The Journal of Economic Perspectives, that is. It was virtually free before - it came automatically (with online access) as part of your membership of the American Economic Association, which is US$20-40 a year - but now it's available to anyone, anywhere, for nothing. Including all the back issues (it started in 1987).
A great move, for an excellent publication that's designed to be topical, and accessible to the intelligent layperson, without compromising the intellectual quality of the economic arguments. And hopefully it's yet another little chink in the dyke of the profiteering academic publishing racket.
Maybe I should have noticed this free access myself, but I can't say I'm terribly diligent at following up on the AEA's activities (and when, by the way, are they going to move from their Stalinist one-candidate-for-AEA-president 'elections'?), so credit for drawing my attention to it goes to the Managing Editor of the JEP, Timothy Taylor, who mentioned it in this post on his (very readable) blog, Conversable Economist.

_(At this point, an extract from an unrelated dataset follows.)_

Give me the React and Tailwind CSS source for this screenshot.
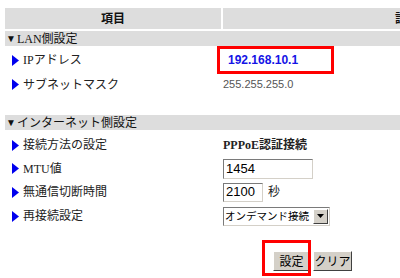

And apart from doing all that good stuff, Taylor also writes the 'Recommendations for Further Reading' part of the JEP ("readings that may be especially useful to teachers of undergraduate economics, as well as other articles that are of broader cultural interest. In general, with occasional exceptions, the articles chosen will be expository or integrative and not focus on original research"), which is a great resource for all of us who don't have the time to troll all through the latest papers at the SSRN or at the IZA. His latest recommendations are here.